▶ PROVIDED MATERIAL
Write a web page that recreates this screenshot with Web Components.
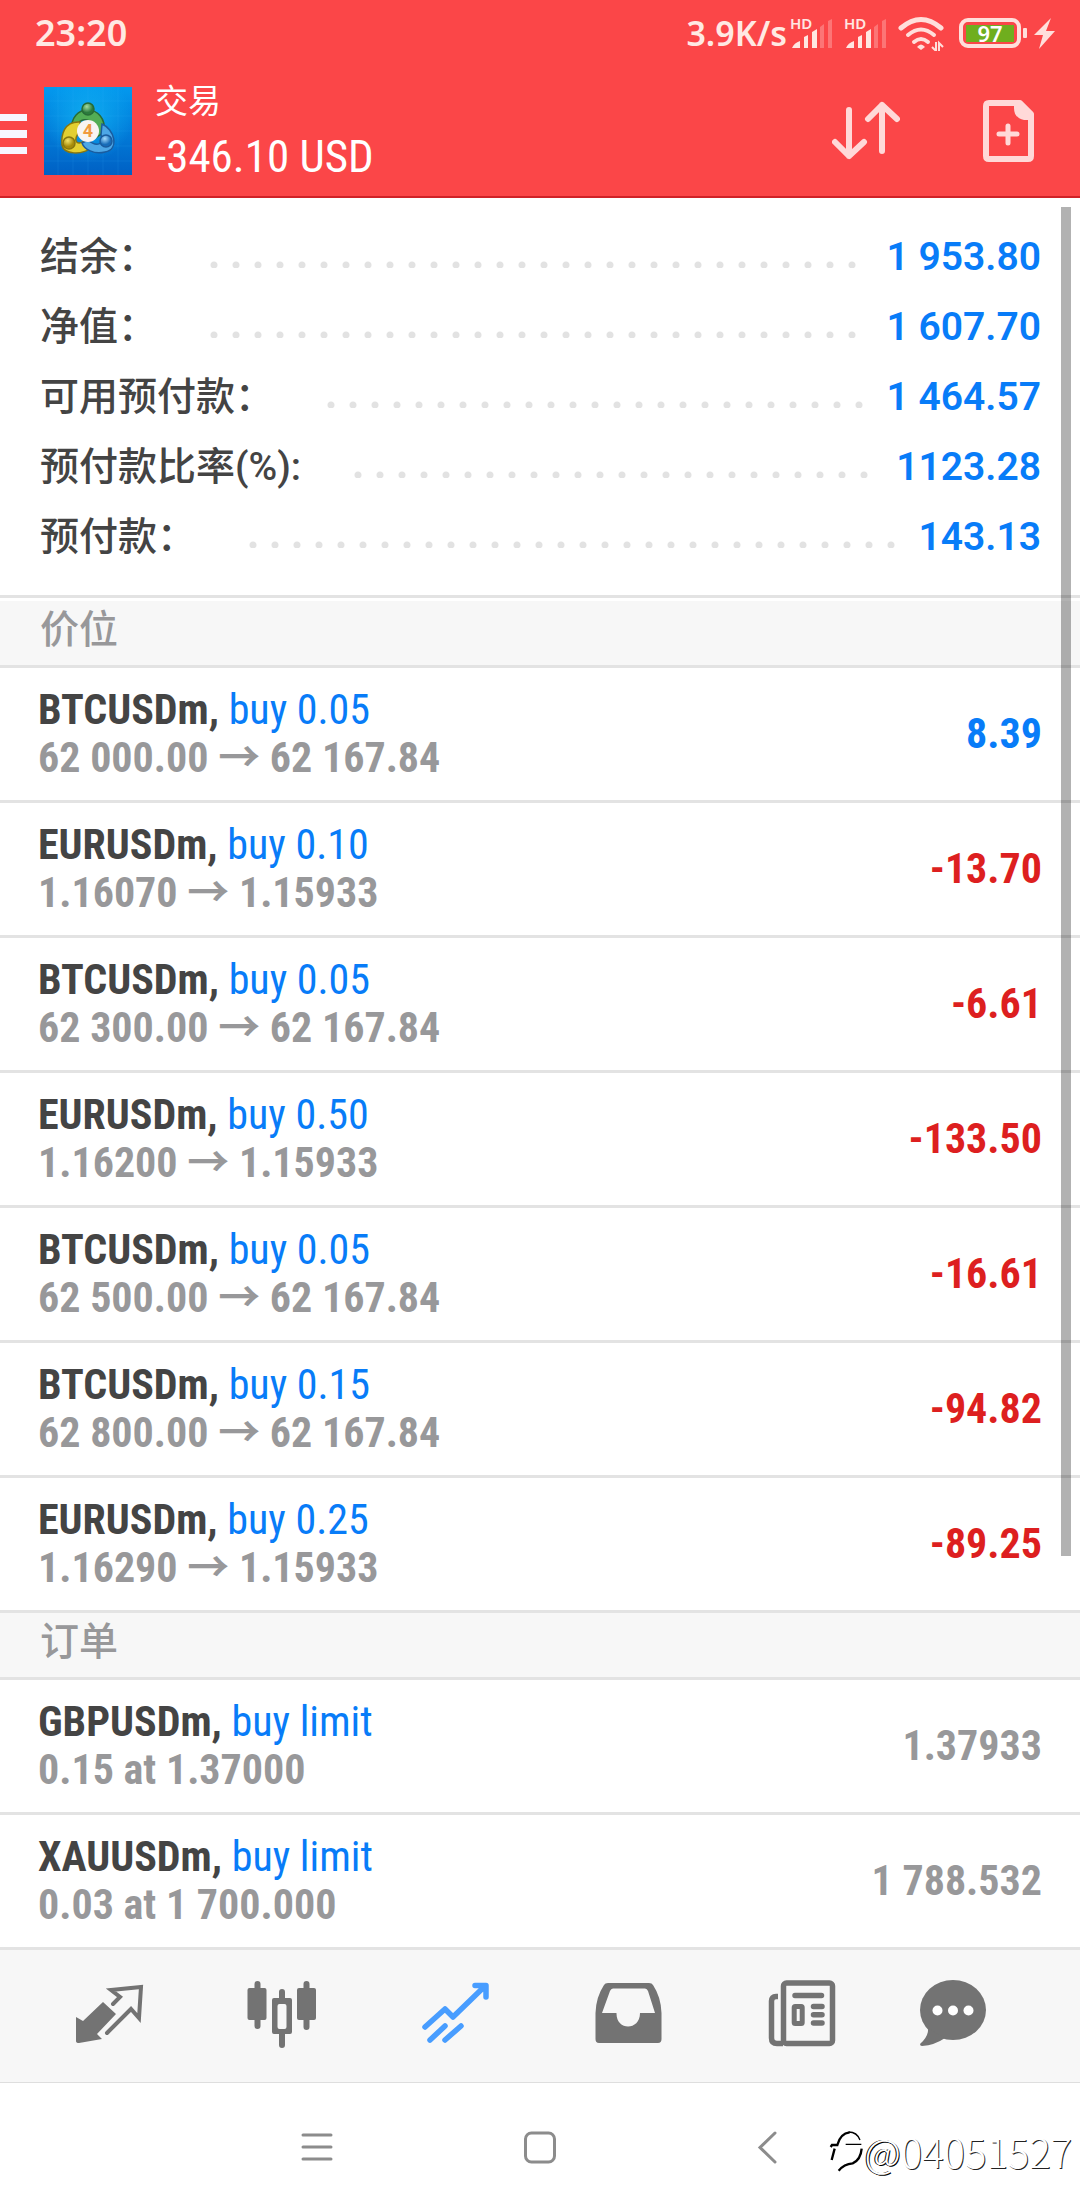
<!DOCTYPE html>
<html lang="zh-CN">
<head>
<meta charset="utf-8">
<meta name="viewport" content="width=device-width, initial-scale=1">
<title>交易</title>
<style>
  :root {
    --cond: "Roboto Condensed", "Liberation Sans Narrow", Roboto, "Noto Sans CJK SC", sans-serif;
    --ui: Roboto, "Noto Sans CJK SC", sans-serif;
    --cjk: "Noto Sans CJK SC", sans-serif;
    --status: "Noto Sans", "Noto Sans CJK SC", sans-serif;
    --red: #fb4648;
    --line: #e3e3e3;
    --bar: #f7f7f7;
    --ink: #444444;
    --grey: #98989a;
    --blue: #087cf8;
    --loss: #dd1f20;
  }
  body { margin: 0; background: #fff; font-family: var(--ui); color: var(--ink); }
</style>
</head>
<body>
<trade-app></trade-app>

<script>
const define = (name, html) => {
  const template = document.createElement('template');
  template.innerHTML = html;
  customElements.define(name, class extends HTMLElement {
    constructor() {
      super();
      this.attachShadow({ mode: 'open' }).append(template.content.cloneNode(true));
    }
  });
};

define('signal-bars', `
<style>
  :host { display: block; width: 44px; height: 48px; }
  svg { display: block; overflow: visible; }
  text { font: 600 15px var(--status); }
</style>
<svg width="44" height="48" fill="#ffe6e2">
  <text x="0" y="20">HD</text>
  <path d="M2 39 Q4 34 10 32 V39 Z M14 39 V28 L18 26 V39 Z M22 39 V23 L27 20 V39 Z"/>
  <path opacity=".3" d="M30 39 V18 L34 15 V39 Z M38 39 V12 L42 10 V39 Z"/>
</svg>`);

define('status-bar', `
<style>
  :host { display: flex; align-items: center; justify-content: space-between; height: 66px;
          padding: 0 25px 0 35px; box-sizing: border-box; font: 600 36px/66px var(--status); color: #ffe9e3; }
  .right { display: flex; align-items: center; gap: 10px; }
  .speed { font-size: 34px; margin-right: -7px; }
  svg { display: block; }
  .battery { margin-left: -3px; }
  svg text { font: 600 22px var(--status); }
</style>
<span>23:20</span>
<div class="right">
  <span class="speed">3.9K/s</span>
  <signal-bars></signal-bars>
  <signal-bars></signal-bars>
  <svg width="52" height="36" fill="none" stroke="#ffdfdb" stroke-width="5">
    <path d="M3 13 Q23 -4 43 13" stroke-linecap="round"/>
    <path d="M10 20 Q23 9 36 20" stroke-linecap="round" stroke-width="4"/>
    <path d="M16 27 Q23 21 30 27" stroke-linecap="round" stroke-width="4"/>
    <path d="M19 32 Q23 27 27 32 L23 35 Z" fill="#ffdfdb" stroke="none"/>
    <path d="M38 27 V36 L34 32 M41 36 V28 L45 32" stroke-width="2"/>
  </svg>
  <svg class="battery" width="98" height="36">
    <rect x="4" y="5" width="58" height="26" rx="7" fill="none" stroke="#ffdfdb" stroke-width="4"/>
    <rect x="9" y="10" width="48" height="17" fill="#6fae1e"/>
    <text x="33" y="27" text-anchor="middle" fill="#fff">97</text>
    <rect x="66" y="13" width="4" height="10" rx="1" fill="#ffdfdb"/>
    <path d="M94 3 L77 20 H86 L82 34 L98 16 H89 Z" fill="#ffdfdb"/>
  </svg>
</div>`);

define('app-logo', `
<style>:host { display: block; } svg { display: block; } text { font: 700 18px var(--ui); }</style>
<svg width="88" height="88" role="img" aria-label="MetaTrader 4">
  <defs>
    <linearGradient id="bg" x2="0" y2="1"><stop stop-color="#0399ee"/><stop offset="1" stop-color="#0060c4"/></linearGradient>
    <radialGradient id="gl" cy=".35"><stop stop-color="#12b4f4" stop-opacity=".8"/><stop offset="1" stop-color="#12b4f4" stop-opacity="0"/></radialGradient>
    <radialGradient id="g" cx=".4" cy=".3"><stop stop-color="#a5dba0"/><stop offset="1" stop-color="#2b7b3d"/></radialGradient>
    <radialGradient id="y" cx=".4" cy=".3"><stop stop-color="#f5e56a"/><stop offset="1" stop-color="#a68a0b"/></radialGradient>
    <radialGradient id="b" cx=".4" cy=".3"><stop stop-color="#a4dcff"/><stop offset="1" stop-color="#176cb8"/></radialGradient>
  </defs>
  <rect width="88" height="88" fill="url(#bg)"/>
  <rect width="88" height="88" fill="url(#gl)"/>
  <path d="M14 0V88M29 0V88M44 0V88M59 0V88M74 0V88M0 14H88M0 29H88M0 44H88M0 59H88M0 74H88" stroke="#4ec0ff" stroke-opacity=".12"/>
  <g stroke-width="1.5">
    <path d="M28 44 C24 16 64 16 60 45 L53 50 C55 34 36 26 33 40 Z" fill="#53ad55" stroke="#286b36"/>
    <path d="M36 35 C20 34 17 48 18 58 C20 68 38 68 47 61 L40 54 C33 59 28 54 36 44 Z" fill="#e3cf31" stroke="#88760f"/>
    <path d="M58 37 C70 42 76 62 61 65 C50 68 40 62 38 56 L44 53 C52 60 61 58 57 48 Z" fill="#4da7e6" stroke="#1a5c9f"/>
    <circle cx="44" cy="22" r="6" fill="url(#g)" stroke="#286b36"/>
    <circle cx="25" cy="56" r="6" fill="url(#y)" stroke="#88760f"/>
    <circle cx="62" cy="54" r="6" fill="url(#b)" stroke="#1a5c9f"/>
  </g>
  <circle cx="44" cy="44" r="11" fill="#f8f4f2"/>
  <text x="44" y="50" text-anchor="middle" fill="#f09a3e">4</text>
</svg>`);

define('app-header', `
<style>
  :host { display: block; background: var(--red); color: #fff; border-bottom: 2px solid #cf2228; }
  .row { display: flex; align-items: center; height: 130px; padding-right: 46px; }
  button { all: unset; display: block; cursor: pointer; }
  svg { display: block; }
  .menu { padding-top: 6px; }
  app-logo { margin: 0 23px 0 17px; }
  .titles { flex: 1; display: flex; flex-direction: column; gap: 6px; padding-bottom: 2px; }
  h1 { margin: 0; font: 400 33px/48px var(--cjk); }
  p { margin: 0; font: 400 45px/56px var(--cond); }
  .actions { display: flex; gap: 83px; align-items: center; }
</style>
<status-bar></status-bar>
<div class="row">
  <button class="menu" aria-label="菜单"><svg width="27" height="40" fill="#f7f6ff"><path d="M0 0H27V7H0ZM0 16H27V24H0ZM0 33H27V40H0Z"/></svg></button>
  <app-logo></app-logo>
  <div class="titles"><h1>交易</h1><p>-346.10 USD</p></div>
  <div class="actions">
    <button aria-label="排序"><svg width="68" height="62" fill="none" stroke="#ffd9d8" stroke-width="6" stroke-linecap="round" stroke-linejoin="round"><path d="M17 10V56M3 42L17 56L32 42M50 51V5M36 19L50 5L65 19"/></svg></button>
    <button aria-label="新订单"><svg width="51" height="62" fill="none" stroke="#ffd9d8" stroke-width="6" stroke-linecap="round" stroke-linejoin="round"><path d="M6 3H37L48 14V56Q48 59 45 59H6Q3 59 3 56V6Q3 3 6 3Z"/><path d="M31 3H38L49 14V20H41Q31 18 31 8Z" fill="#ffd9d8" stroke="none"/><path d="M25 26V43M16 34H34" stroke-width="5"/></svg></button>
  </div>
</div>`);

define('summary-row', `
<style>
  :host { display: flex; align-items: center; height: 70px; font: 500 39px/70px var(--ui); white-space: nowrap; }
  .label { color: var(--ink); }
  .dots { flex: 1; height: 7px; margin: 14px 22px 0 53px;
          background: radial-gradient(circle at 4px 4px, #e2e2e2 3px, transparent 4px) 0 0 / 22px 7px repeat-x; }
  .value { color: var(--blue); font-weight: 600; }
</style>
<span class="label"><slot name="label"></slot></span><span class="dots"></span><span class="value"><slot></slot></span>`);

define('section-title', `
<style>
  :host { display: block; background: var(--bar); border-bottom: 3px solid var(--line); }
  h2 { margin: 0; padding: 0 40px; height: 64px; font: 500 39px/50px var(--cjk); color: var(--grey); }
</style>
<h2><slot></slot></h2>`);

define('trade-row', `
<style>
  :host { display: flex; align-items: center; justify-content: space-between; height: 132px;
          padding: 0 38px; border-bottom: 3px solid var(--line); font: 700 42px/48px var(--cond);
          color: var(--grey); white-space: nowrap; }
  .symbol { color: var(--ink); }
  .side { color: var(--blue); font-weight: 400; }
  :host([tone="profit"]) .value { color: var(--blue); }
  :host([tone="loss"]) .value { color: var(--loss); }
</style>
<div>
  <div><span class="symbol"><slot name="symbol"></slot>,</span> <span class="side"><slot name="side"></slot></span></div>
  <div><slot name="detail"></slot></div>
</div>
<div class="value"><slot></slot></div>`);

define('tab-bar', `
<style>
  :host { display: block; background: var(--bar); border-bottom: 1px solid #dedede; }
  nav { display: flex; height: 132px; padding: 0 62px 0 22px; align-items: center; }
  button { all: unset; flex: 173; display: flex; justify-content: center; cursor: pointer; color: #737373; }
  button:last-child { flex: 131; }
  button[aria-current] { color: #489dff; }
  svg { display: block; }
  .s { fill: none; stroke: currentColor; stroke-width: 5.5; stroke-linecap: round; stroke-linejoin: round; }
  .f { fill: currentColor; }
</style>
<nav>
  <button aria-label="行情"><svg width="80" height="80"><path class="f" d="M7 41L14 45L34 26L47 38L28 58L33 63L10 67Q7 67 7 65Z"/><path class="s" style="stroke-width:4;stroke-linejoin:miter" d="M44 28L51 21L42 14L72 11L70 42L62 33L38 57"/></svg></button>
  <button aria-label="图表"><svg width="80" height="80"><path class="s" style="stroke-width:6" d="M15.5 8V50M64.5 8V51M40 16V22M40 58V69"/><rect class="f" x="5.5" y="12" width="19" height="32" rx="2"/><rect class="f" x="55" y="12" width="19" height="32" rx="2"/><path class="f" fill-rule="evenodd" d="M32 22H48Q50 22 50 24V56Q50 58 48 58H32Q30 58 30 56V24Q30 22 32 22ZM37.5 28Q35.5 28 35.5 30V51Q35.5 53 37.5 53H42.5Q44.5 53 44.5 51V30Q44.5 28 42.5 28Z"/></svg></button>
  <button aria-label="交易" aria-current="page"><svg width="80" height="80"><path class="s" d="M10 51L30 33L38 41L69 11M60 9.5H71V21M30 50L15 64M46 50L30 64"/></svg></button>
  <button aria-label="历史"><svg width="80" height="80"><path class="f" fill-rule="evenodd" d="M20 7H61Q64 7 65 9Q73 21 73.5 37V63Q73.5 67 70 67H11Q7.5 67 7.5 63V37Q8 21 16 9Q17 7 20 7ZM25 12.5Q23 12.5 22 15L14 37H28.5C28 55 52 55 52 37H67L60 15Q59 12.5 57 12.5Z"/></svg></button>
  <button aria-label="新闻"><svg width="80" height="80"><rect class="s" x="22.5" y="7" width="49" height="60.5" rx="3"/><path class="s" style="stroke-linecap:butt" d="M17 20.500H15Q10.5 20.500 10.5 25V62Q10.5 67.5 16 67.5H22"/><path class="s" d="M34 19.5H60.5M52.5 30.5H61M52.5 38.7H61M52.5 47H61"/><rect class="s" x="33.2" y="30.5" width="8" height="17" rx="1" style="stroke-width:5"/></svg></button>
  <button aria-label="消息"><svg width="80" height="80"><ellipse class="f" cx="40" cy="34" rx="33" ry="30"/><path class="f" d="M15 52Q16 60 7 68Q7 70 9 70Q22 69 32 62Z"/><g fill="#fff"><circle cx="24.5" cy="34.5" r="5"/><circle cx="40" cy="34.5" r="5"/><circle cx="55.5" cy="34.5" r="5"/></g></svg></button>
</nav>`);

define('system-nav', `
<style>
  :host { display: flex; align-items: center; justify-content: center; gap: 159px; height: 129px; background: #fff; position: relative; }
  button { all: unset; display: block; cursor: pointer; }
  svg { display: block; }
  .mark { position: absolute; right: 8px; bottom: 32px; display: flex; align-items: center; gap: 1px;
          font: 300 40px/58px var(--cjk); color: #fff; text-shadow: 1px 1px 0 #222; }
  .at { text-shadow: 1px 1px 0 #000, -1px 0 0 #000; }
</style>
<button aria-label="最近任务"><svg width="64" height="64" stroke="#8c8c8c" stroke-width="3" stroke-linecap="round"><path d="M18 19H46M18 31H46M18 43H46"/></svg></button>
<button aria-label="主页"><svg width="64" height="64" fill="none" stroke="#8c8c8c" stroke-width="3"><rect x="17.5" y="17" width="29" height="29" rx="6"/></svg></button>
<button aria-label="返回"><svg width="64" height="64" fill="none" stroke="#8c8c8c" stroke-width="3" stroke-linecap="round"><path d="M44 17L29 31.5L44 46"/></svg></button>
<div class="mark">
  <svg width="34" height="44" viewBox="63 45 102 132" fill="none" stroke="#000"><path d="M68 99L72 93H88Q97 58 125 55" stroke-width="7"/><path d="M122 54Q147 54 156 78M113 91H160" stroke-width="4"/><path d="M80 104L71 138M161 104Q158 138 134 148Q108 150 92 170" stroke-width="7"/></svg>
  <span><span class="at">@</span>04051527</span>
</div>`);

define('trade-app', `
<style>
  :host { display: block; }
  main { position: relative; }
  .summary { padding: 24px 39px 23px 40px; border-bottom: 3px solid var(--line); margin-bottom: 3px; }
  .thumb { position: absolute; top: 9px; right: 9px; width: 10px; bottom: 394px; background: rgba(0,0,0,.3); }
</style>
<app-header></app-header>
<main>
  <section class="summary">
    <summary-row><span slot="label">结余：</span>1 953.80</summary-row>
    <summary-row><span slot="label">净值：</span>1 607.70</summary-row>
    <summary-row><span slot="label">可用预付款：</span>1 464.57</summary-row>
    <summary-row><span slot="label">预付款比率(%):</span>1123.28</summary-row>
    <summary-row><span slot="label">预付款：</span>143.13</summary-row>
  </section>
  <section>
    <section-title>价位</section-title>
    <trade-row tone="profit"><span slot="symbol">BTCUSDm</span><span slot="side">buy 0.05</span><span slot="detail">62 000.00 → 62 167.84</span>8.39</trade-row>
    <trade-row tone="loss"><span slot="symbol">EURUSDm</span><span slot="side">buy 0.10</span><span slot="detail">1.16070 → 1.15933</span>-13.70</trade-row>
    <trade-row tone="loss"><span slot="symbol">BTCUSDm</span><span slot="side">buy 0.05</span><span slot="detail">62 300.00 → 62 167.84</span>-6.61</trade-row>
    <trade-row tone="loss"><span slot="symbol">EURUSDm</span><span slot="side">buy 0.50</span><span slot="detail">1.16200 → 1.15933</span>-133.50</trade-row>
    <trade-row tone="loss"><span slot="symbol">BTCUSDm</span><span slot="side">buy 0.05</span><span slot="detail">62 500.00 → 62 167.84</span>-16.61</trade-row>
    <trade-row tone="loss"><span slot="symbol">BTCUSDm</span><span slot="side">buy 0.15</span><span slot="detail">62 800.00 → 62 167.84</span>-94.82</trade-row>
    <trade-row tone="loss"><span slot="symbol">EURUSDm</span><span slot="side">buy 0.25</span><span slot="detail">1.16290 → 1.15933</span>-89.25</trade-row>
  </section>
  <section>
    <section-title>订单</section-title>
    <trade-row><span slot="symbol">GBPUSDm</span><span slot="side">buy limit</span><span slot="detail">0.15 at 1.37000</span>1.37933</trade-row>
    <trade-row><span slot="symbol">XAUUSDm</span><span slot="side">buy limit</span><span slot="detail">0.03 at 1 700.000</span>1 788.532</trade-row>
  </section>
  <div class="thumb"></div>
</main>
<tab-bar></tab-bar>
<system-nav></system-nav>`);
</script>
</body>
</html>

▶ GIVEN PROBLEM
Which lines in the listing above hold the word "this"? Show each of them.

▶ WRITTEN SOLUTION
Write a web page that recreates this screenshot with Web Components.
      this.attachShadow({ mode: 'open' }).append(template.content.cloneNode(true));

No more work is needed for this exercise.